### EXERCISE:
Scan the material for the word "React", and copy each line where it shows up.

[BEGIN]

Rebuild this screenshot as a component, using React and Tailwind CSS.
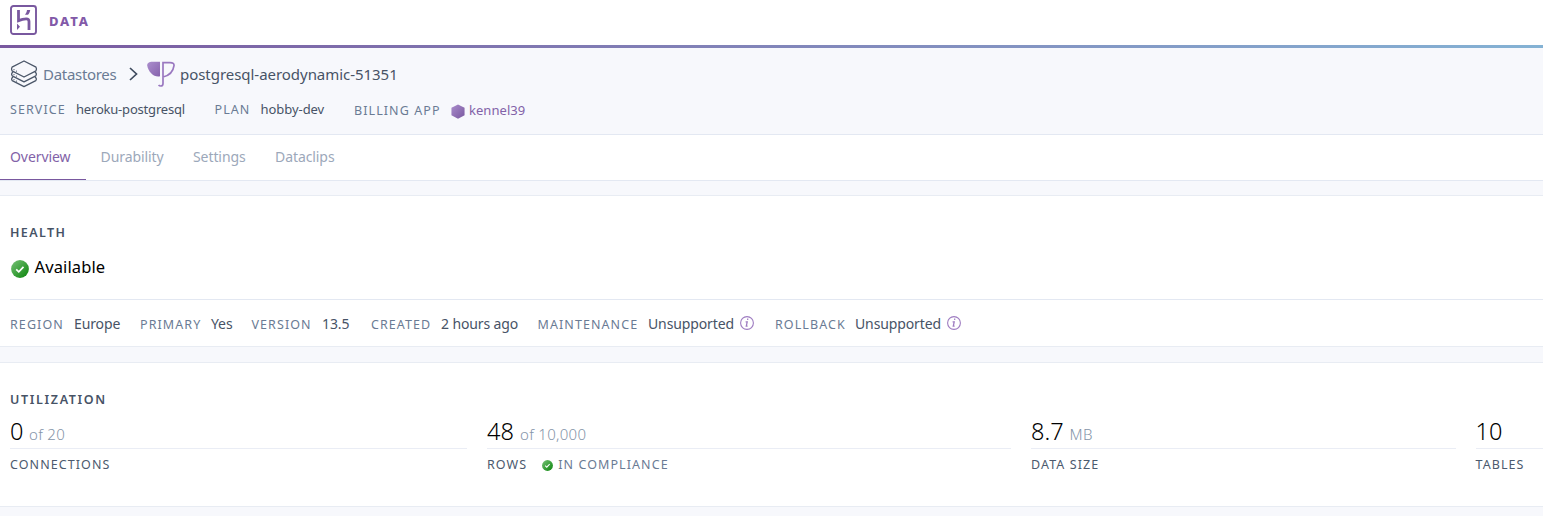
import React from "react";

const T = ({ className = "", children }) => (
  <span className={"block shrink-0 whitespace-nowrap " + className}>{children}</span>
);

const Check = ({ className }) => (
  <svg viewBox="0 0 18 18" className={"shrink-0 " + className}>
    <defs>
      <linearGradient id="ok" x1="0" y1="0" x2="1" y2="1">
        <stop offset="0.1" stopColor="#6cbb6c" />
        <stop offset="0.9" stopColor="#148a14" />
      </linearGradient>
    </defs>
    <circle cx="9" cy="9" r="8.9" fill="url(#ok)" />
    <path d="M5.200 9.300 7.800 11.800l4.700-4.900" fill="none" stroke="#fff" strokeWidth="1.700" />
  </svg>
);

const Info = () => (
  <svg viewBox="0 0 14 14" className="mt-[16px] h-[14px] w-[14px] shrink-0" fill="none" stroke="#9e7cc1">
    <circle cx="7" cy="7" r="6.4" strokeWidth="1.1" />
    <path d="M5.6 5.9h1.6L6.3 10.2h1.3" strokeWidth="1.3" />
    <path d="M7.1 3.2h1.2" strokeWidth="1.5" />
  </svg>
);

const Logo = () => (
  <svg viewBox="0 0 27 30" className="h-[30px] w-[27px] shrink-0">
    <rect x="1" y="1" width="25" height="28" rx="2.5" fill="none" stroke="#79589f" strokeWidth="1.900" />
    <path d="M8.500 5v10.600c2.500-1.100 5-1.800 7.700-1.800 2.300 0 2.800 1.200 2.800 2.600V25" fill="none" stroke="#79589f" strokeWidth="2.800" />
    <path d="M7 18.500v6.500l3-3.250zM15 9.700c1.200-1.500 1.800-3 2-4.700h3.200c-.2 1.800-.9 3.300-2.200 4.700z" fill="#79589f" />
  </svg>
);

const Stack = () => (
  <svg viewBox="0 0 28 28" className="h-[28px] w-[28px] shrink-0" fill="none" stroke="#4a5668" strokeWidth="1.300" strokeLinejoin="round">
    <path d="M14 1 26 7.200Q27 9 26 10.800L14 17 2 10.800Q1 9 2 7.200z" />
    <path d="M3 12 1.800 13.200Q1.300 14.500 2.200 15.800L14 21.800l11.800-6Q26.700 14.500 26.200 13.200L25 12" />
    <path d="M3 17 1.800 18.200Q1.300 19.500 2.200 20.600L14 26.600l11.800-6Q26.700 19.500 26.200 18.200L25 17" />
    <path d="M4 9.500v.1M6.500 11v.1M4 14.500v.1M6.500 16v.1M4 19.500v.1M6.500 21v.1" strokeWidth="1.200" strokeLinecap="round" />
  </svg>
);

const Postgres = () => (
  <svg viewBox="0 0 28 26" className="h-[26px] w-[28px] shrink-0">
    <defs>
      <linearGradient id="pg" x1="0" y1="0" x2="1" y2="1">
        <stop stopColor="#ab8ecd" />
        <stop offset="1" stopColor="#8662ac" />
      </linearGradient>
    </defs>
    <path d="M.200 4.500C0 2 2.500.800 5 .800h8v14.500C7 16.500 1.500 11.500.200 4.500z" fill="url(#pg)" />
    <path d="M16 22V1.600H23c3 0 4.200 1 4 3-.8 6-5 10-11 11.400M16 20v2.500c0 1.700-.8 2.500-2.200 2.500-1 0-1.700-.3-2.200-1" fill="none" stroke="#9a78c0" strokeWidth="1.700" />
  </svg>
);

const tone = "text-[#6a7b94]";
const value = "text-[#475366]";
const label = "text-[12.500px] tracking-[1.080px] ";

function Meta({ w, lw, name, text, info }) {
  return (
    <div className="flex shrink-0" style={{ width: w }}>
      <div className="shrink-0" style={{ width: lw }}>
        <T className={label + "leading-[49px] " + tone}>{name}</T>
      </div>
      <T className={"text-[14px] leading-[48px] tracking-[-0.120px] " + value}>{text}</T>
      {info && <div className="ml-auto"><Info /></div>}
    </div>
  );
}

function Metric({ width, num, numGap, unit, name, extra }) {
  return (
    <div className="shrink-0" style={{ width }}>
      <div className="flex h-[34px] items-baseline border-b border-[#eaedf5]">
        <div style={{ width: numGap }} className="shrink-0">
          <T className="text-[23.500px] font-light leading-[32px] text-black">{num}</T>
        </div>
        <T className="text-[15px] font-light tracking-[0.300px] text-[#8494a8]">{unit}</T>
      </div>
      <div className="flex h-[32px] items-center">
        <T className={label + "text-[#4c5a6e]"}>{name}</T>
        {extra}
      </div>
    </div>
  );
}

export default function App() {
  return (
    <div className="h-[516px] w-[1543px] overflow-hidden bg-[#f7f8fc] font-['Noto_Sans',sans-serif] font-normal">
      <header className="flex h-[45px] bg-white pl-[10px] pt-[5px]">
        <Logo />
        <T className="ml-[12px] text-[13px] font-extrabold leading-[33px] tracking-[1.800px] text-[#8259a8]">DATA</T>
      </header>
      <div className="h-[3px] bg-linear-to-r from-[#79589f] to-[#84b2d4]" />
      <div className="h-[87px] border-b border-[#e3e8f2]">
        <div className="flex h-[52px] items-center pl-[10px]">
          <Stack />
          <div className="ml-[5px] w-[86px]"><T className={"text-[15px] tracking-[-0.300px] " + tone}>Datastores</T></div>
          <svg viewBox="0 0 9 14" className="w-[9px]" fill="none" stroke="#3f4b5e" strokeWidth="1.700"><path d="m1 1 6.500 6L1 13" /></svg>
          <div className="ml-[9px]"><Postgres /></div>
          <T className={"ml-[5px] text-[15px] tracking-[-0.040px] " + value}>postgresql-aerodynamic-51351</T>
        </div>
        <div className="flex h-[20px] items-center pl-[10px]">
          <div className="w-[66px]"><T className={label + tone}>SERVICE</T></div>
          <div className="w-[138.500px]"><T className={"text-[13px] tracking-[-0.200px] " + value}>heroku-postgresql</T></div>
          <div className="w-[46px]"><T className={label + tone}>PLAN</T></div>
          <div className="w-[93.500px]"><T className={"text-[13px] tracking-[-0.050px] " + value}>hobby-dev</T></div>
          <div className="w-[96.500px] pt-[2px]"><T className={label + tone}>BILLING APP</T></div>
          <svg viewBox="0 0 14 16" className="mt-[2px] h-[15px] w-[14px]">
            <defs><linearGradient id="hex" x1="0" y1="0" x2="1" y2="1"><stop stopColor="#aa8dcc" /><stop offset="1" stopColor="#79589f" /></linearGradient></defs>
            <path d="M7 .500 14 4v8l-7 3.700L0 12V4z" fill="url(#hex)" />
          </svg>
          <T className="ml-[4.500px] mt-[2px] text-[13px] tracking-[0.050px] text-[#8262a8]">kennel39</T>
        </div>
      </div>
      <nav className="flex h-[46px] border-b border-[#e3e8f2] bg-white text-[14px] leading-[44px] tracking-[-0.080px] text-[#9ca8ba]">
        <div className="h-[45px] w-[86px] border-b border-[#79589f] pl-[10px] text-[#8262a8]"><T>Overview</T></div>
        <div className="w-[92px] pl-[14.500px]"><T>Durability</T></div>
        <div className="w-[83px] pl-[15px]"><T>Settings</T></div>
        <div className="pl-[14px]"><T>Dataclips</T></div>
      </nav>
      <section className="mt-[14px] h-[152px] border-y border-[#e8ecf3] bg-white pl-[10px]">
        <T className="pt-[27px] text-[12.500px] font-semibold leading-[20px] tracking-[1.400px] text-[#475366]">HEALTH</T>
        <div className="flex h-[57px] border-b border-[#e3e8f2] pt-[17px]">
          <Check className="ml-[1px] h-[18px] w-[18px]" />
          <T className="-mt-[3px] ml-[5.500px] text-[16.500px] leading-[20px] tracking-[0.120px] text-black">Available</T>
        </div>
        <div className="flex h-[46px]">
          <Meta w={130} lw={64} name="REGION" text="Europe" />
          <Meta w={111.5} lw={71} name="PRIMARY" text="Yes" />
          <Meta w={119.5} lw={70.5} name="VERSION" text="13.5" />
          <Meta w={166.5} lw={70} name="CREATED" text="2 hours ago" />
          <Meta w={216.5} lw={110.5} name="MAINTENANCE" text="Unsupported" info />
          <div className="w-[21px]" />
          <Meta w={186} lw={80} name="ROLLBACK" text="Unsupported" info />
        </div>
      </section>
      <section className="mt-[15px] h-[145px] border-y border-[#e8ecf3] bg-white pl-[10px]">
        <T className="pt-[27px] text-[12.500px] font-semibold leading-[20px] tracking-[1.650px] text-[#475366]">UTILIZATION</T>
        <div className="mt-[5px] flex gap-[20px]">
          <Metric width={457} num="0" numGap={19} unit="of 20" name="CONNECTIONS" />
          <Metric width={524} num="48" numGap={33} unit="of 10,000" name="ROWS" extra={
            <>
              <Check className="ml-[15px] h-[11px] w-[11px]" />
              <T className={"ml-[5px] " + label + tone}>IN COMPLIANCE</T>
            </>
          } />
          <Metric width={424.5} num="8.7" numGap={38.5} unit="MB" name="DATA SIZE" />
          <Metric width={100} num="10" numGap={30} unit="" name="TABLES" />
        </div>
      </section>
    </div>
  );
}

[END]

### IN RESPONSE:
Rebuild this screenshot as a component, using React and Tailwind CSS.
import React from "react";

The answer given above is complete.